Both this image and the precedent are details from Supertrain, a personal piece
about the saturation of superheroes in contemporary popular culture.

Oscar Palmer: I’m assuming you knew beforehand that this was going to be a collection of six books, so what I’d like to know is: did you plan an overall design for the collection right from the start or you just had some general ideas which you then applied accordingly to each and one of the books?

Dean Gorissen: The series was always planned to be six books. Martin Hughes, Publisher at Affirm Press, certainly wanted an overall link for the series, but I don’t think either of us quite knew what that would be at the beginning. It was a big leap of faith on his part, really. I’d done a number of editorial illustrations for Martin a few years before, when he was editor of The Big Issue Australia, but generally figurative stuff, painted. Stylistically nothing like the book series. Actually, come to think of it, he originally rang up to ask if I knew of anyone who might be suitable! I didn’t get any direct design guidelines at all but we did discuss it a lot, more for the emotional note we wanted to hit. I think the only thing Martin was sure of early on was that he didn’t want to have a series logo for «Long Story Shorts» on the cover, back or front.
We were really trying to find a balance between each book being able to stand alone, retaining its own integrity, while clearly being part of a series with an overall cohesive aesthetic. Whether that was typographically, thematically or stylistically was up in the air. Early on, after reading one story of the first manuscript, I’d thought of the series as maybe in very different illustrative styles, but with a cohesive typographical and design approach, which Martin was open to. So I approached it in the usual way, conceptual scribbles, roughs, got the paints out, even started playing with photo montage and manipulation. But as soon as I’d done a first draft of the first cover it didn’t take long to realise it would set a precedent that would trap the whole series. So I threw the whole approach out, which was heartily endorsed and encouraged by Martin, and started again. It took a bit of an attitudinal shift to really get onto it. I realised I’d approached it solely as an illustrator, focusing on one aspect, and that I really needed to view it as a designer. Affirm sent the full manuscript of the first book, Under Stones and I just immersed myself in it. Once I connected with it emotionally and intellectually, the tone just presented itself and I started to get a sense of the series as a whole. I drafted up a template for the other cover elements, front and back and set some type parameters for title and author, then just sat down without roughs or scribbles, just some thoughts and a mouse, did it in a fairly intense burst and sent it off to Martin and series editor Rebecca Starford. The response was overwhelmingly positive and personally I was bursting with excitement to do the next one. I chose different fonts for each book title, again trying to enhance each books individual identity, but there’s an overall typographical similarity in terms of weight, spacing and size. And on each spine is a letter that on completion of the series lines up to spell out ‘shorts’. Which sounds kind of gimmicky, but works a treat for a sense of completion without overwhelming the thing. We were really keen to give the series a sense of it being a crafted, encapsulated series that was a bit of an event, something to value, a bit of a collectors item.
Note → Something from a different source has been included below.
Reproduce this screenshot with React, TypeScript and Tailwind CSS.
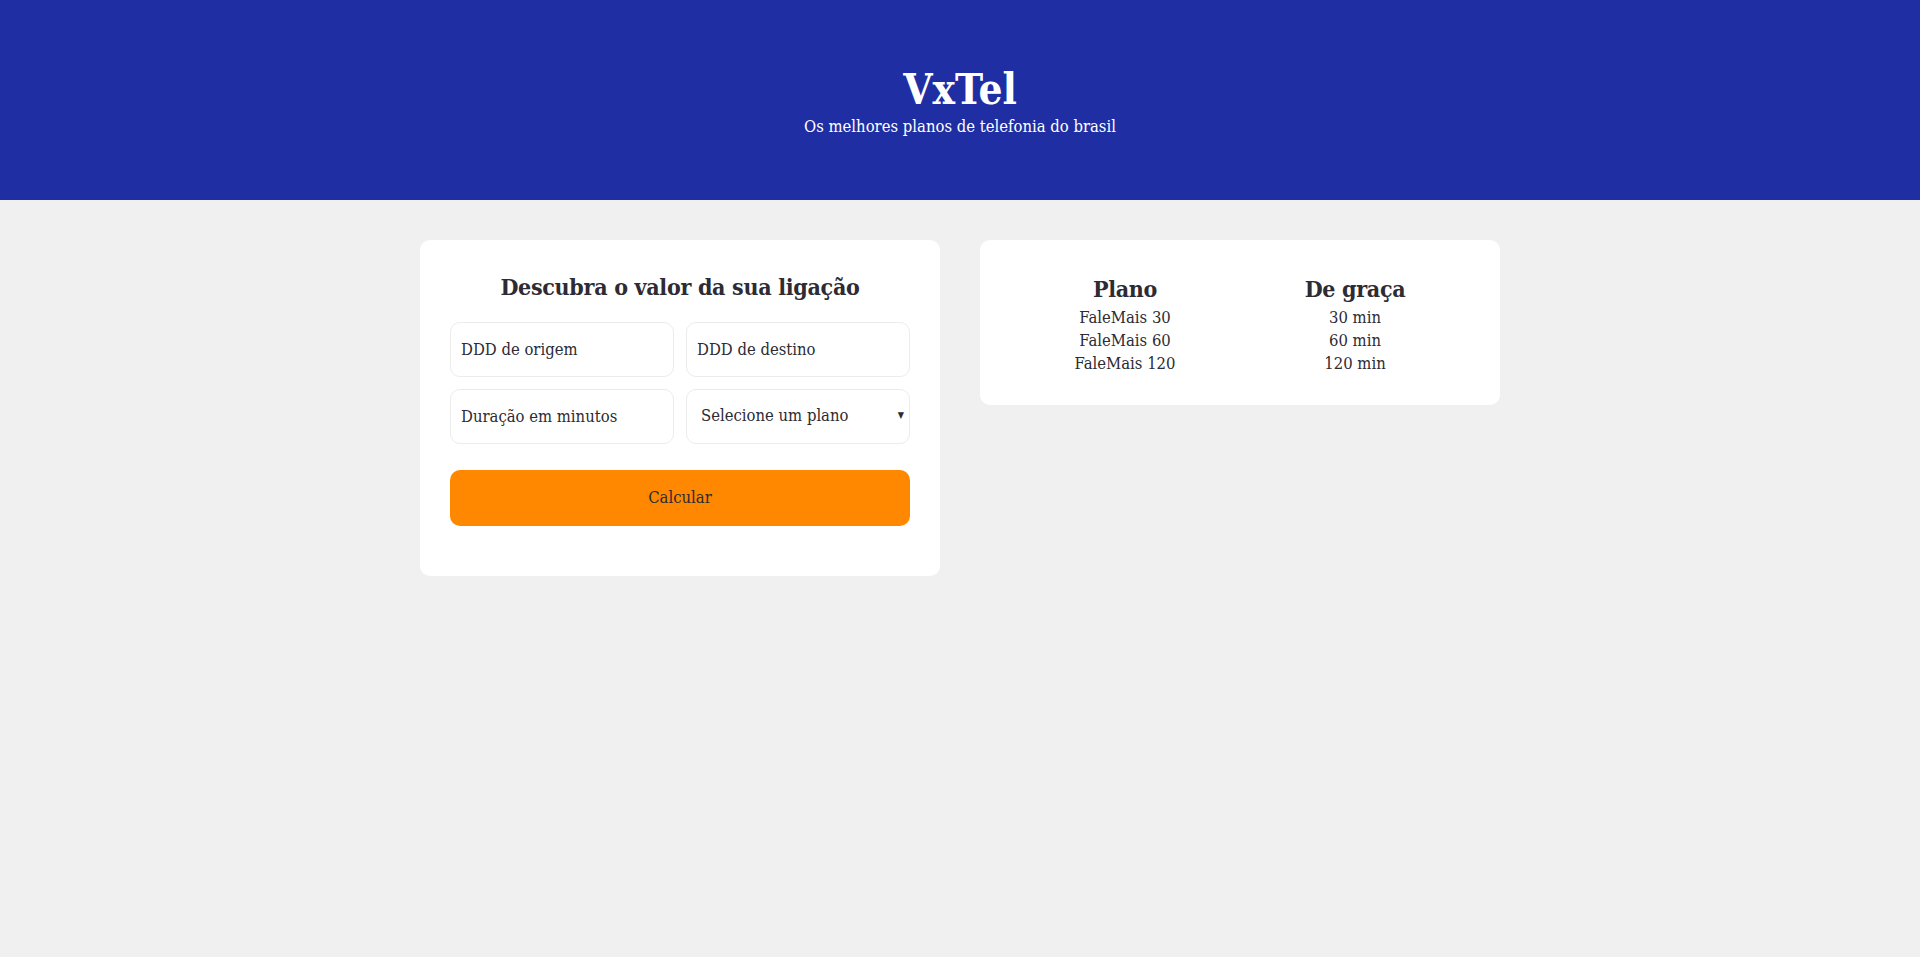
import { useState } from 'react';

const plans = [
  { name: 'FaleMais 30', free: '30 min' },
  { name: 'FaleMais 60', free: '60 min' },
  { name: 'FaleMais 120', free: '120 min' },
];

const fieldClass =
  'h-[55px] w-full rounded-[10px] border border-[#ececec] bg-white px-[10px] text-[16.5px] text-[#2d2b33] outline-none placeholder:text-[#2d2b33]';

export default function App() {
  const [origem, setOrigem] = useState('');
  const [destino, setDestino] = useState('');
  const [minutos, setMinutos] = useState('');
  const [plano, setPlano] = useState('');

  return (
    <div className="min-h-[957px] bg-[#f0f0f0] text-[#2d2b33] font-['DejaVu_Serif_Condensed','DejaVu_Serif',serif] font-stretch-condensed">
      {/* Header */}
      <header className="flex h-[200px] flex-col items-center bg-[#1f2ea3] pt-[68px] text-white">
        <h1 className="text-[42px] font-bold leading-[44px]">VxTel</h1>
        <p className="mt-[4px] text-[16.5px] leading-[22px]">Os melhores planos de telefonia do brasil</p>
      </header>

      <main className="flex items-start justify-center gap-10 pt-[40px]">
        {/* Calculator */}
        <section className="w-[520px] rounded-[10px] bg-white px-[30px] pb-[50px] pt-[33px]">
          <h2 className="text-center text-[23px] font-bold leading-[28px] tracking-[-0.3px]">
            Descubra o valor da sua ligação
          </h2>
          <form
            className="mt-[21px]"
            onSubmit={(e) => {
              e.preventDefault();
            }}
          >
            <div className="grid grid-cols-2 gap-3">
              <input
                className={fieldClass}
                placeholder="DDD de origem"
                value={origem}
                onChange={(e) => setOrigem(e.target.value)}
              />
              <input
                className={fieldClass}
                placeholder="DDD de destino"
                value={destino}
                onChange={(e) => setDestino(e.target.value)}
              />
              <input
                className={fieldClass}
                placeholder="Duração em minutos"
                value={minutos}
                onChange={(e) => setMinutos(e.target.value)}
              />
              <div className="relative">
                <select
                  className={fieldClass + ' appearance-none pl-[14px]'}
                  value={plano}
                  onChange={(e) => setPlano(e.target.value)}
                >
                  <option value="">Selecione um plano</option>
                  {plans.map((p) => (
                    <option key={p.name} value={p.name}>
                      {p.name}
                    </option>
                  ))}
                </select>
                <span className="pointer-events-none absolute inset-y-0 right-[6px] flex items-center pb-[2px] text-[9px]">
                  ▼
                </span>
              </div>
            </div>
            <button
              type="submit"
              className="mt-[26px] h-[56px] w-full rounded-[10px] bg-[#ff8800] text-[16.5px] text-[#2d2b33]"
            >
              Calcular
            </button>
          </form>
        </section>

        {/* Plans table */}
        <section className="w-[520px] rounded-[10px] bg-white px-[30px] pb-[30px] pt-[35px]">
          <div className="grid grid-cols-2 text-center">
            <div>
              <h3 className="text-[23px] font-bold leading-[28px] tracking-[-0.3px]">Plano</h3>
              <ul className="mt-[3px] text-[16.5px] leading-[23px]">
                {plans.map((p) => (
                  <li key={p.name}>{p.name}</li>
                ))}
              </ul>
            </div>
            <div>
              <h3 className="text-[23px] font-bold leading-[28px] tracking-[-0.3px]">De graça</h3>
              <ul className="mt-[3px] text-[16.5px] leading-[23px]">
                {plans.map((p) => (
                  <li key={p.name}>{p.free}</li>
                ))}
              </ul>
            </div>
          </div>
        </section>
      </main>
    </div>
  );
}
Tangled, editorial for article on inefficiencies in the health system.

OP: For all these covers you somewhat departed from your usually recognizable style, renouncing to your trademark «cartoony figurativism» (so to speak) and dealing instead mostly with objects, even getting close to abstract forms. Why and how did you choose this particular style for this particular collection? Did you think maybe the less figurative the more evocative the covers would be?

DG: «Cartoony figurativism», that’s perfect, I wondered what it was called! There were a number of factors in play at the time. I was restless as an illustrator, feeling stale, and a bit stylistically straight jacketed. As an illustrator there’s often (or maybe I just think there is) a certain pressure to be a known quantity by the marketplace. I totally understand why, but it was feeling increasingly limiting. My wife and I have a small design studio, Room 44,  and I’d begun doing the odd design job here and there. So from a personal point of view, I’d been longing for a project like this for a while, something that offered the opportunity to transcend the usual stuff and craft a whole series as a designer as well as illustrator. Where you could evaluate the job from a different point of view and trust your own instincts and drive the thing more. So I suppose I chose the style because it felt right and I could. Being overly figurative just seemed as if it would spell out the emotional reaction a viewer is supposed to have, not leave any room for a potential purchaser to be engaged or intrigued. It was incredibly liberating actually.
Once I’d established a tone and approach with the first one, I just set a rule that I would do no roughs, just read the manuscripts, post, make a few notes and just go straight to the cover templates and start drawing, with a mouse, not stylus. So there’s no sketches anywhere, just the odd scrawl or note on a manuscript to remind me of a thought.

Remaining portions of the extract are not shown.